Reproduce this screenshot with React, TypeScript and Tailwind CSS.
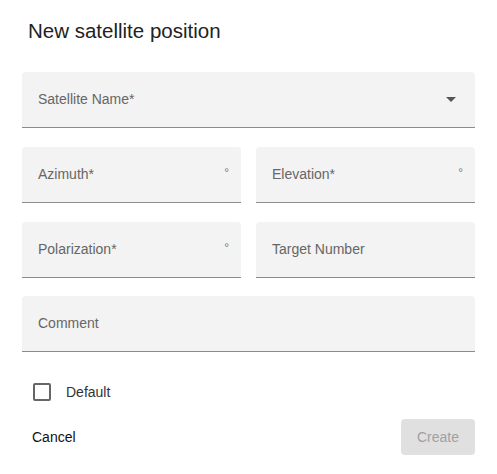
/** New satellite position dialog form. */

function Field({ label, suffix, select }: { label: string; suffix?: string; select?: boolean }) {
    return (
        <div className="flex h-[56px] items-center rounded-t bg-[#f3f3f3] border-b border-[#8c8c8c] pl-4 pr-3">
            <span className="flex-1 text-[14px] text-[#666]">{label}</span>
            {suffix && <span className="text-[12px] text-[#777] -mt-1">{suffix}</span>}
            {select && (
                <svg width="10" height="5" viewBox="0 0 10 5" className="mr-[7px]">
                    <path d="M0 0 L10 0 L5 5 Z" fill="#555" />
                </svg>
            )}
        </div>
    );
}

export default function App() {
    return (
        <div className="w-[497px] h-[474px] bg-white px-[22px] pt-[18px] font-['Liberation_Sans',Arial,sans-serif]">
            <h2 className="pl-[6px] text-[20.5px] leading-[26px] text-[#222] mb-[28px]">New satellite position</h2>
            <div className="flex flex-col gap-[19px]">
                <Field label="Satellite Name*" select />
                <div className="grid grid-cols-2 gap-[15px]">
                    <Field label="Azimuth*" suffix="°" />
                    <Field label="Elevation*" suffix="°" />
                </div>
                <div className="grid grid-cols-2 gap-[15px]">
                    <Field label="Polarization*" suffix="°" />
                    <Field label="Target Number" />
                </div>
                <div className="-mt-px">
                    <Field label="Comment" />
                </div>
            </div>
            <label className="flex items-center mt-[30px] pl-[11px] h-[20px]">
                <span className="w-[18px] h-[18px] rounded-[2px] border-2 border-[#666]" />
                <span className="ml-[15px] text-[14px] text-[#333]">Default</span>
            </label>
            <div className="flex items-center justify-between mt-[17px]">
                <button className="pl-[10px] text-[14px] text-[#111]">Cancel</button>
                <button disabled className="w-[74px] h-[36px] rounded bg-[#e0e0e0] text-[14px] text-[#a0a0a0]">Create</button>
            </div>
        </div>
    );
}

EXERCISE TASK
Leave out the pictures and repeat exactly the lines from the start of the material through the line that contains "dialog form. */", both included.

THE COMPLETED TASK
Reproduce this screenshot with React, TypeScript and Tailwind CSS.
/** New satellite position dialog form. */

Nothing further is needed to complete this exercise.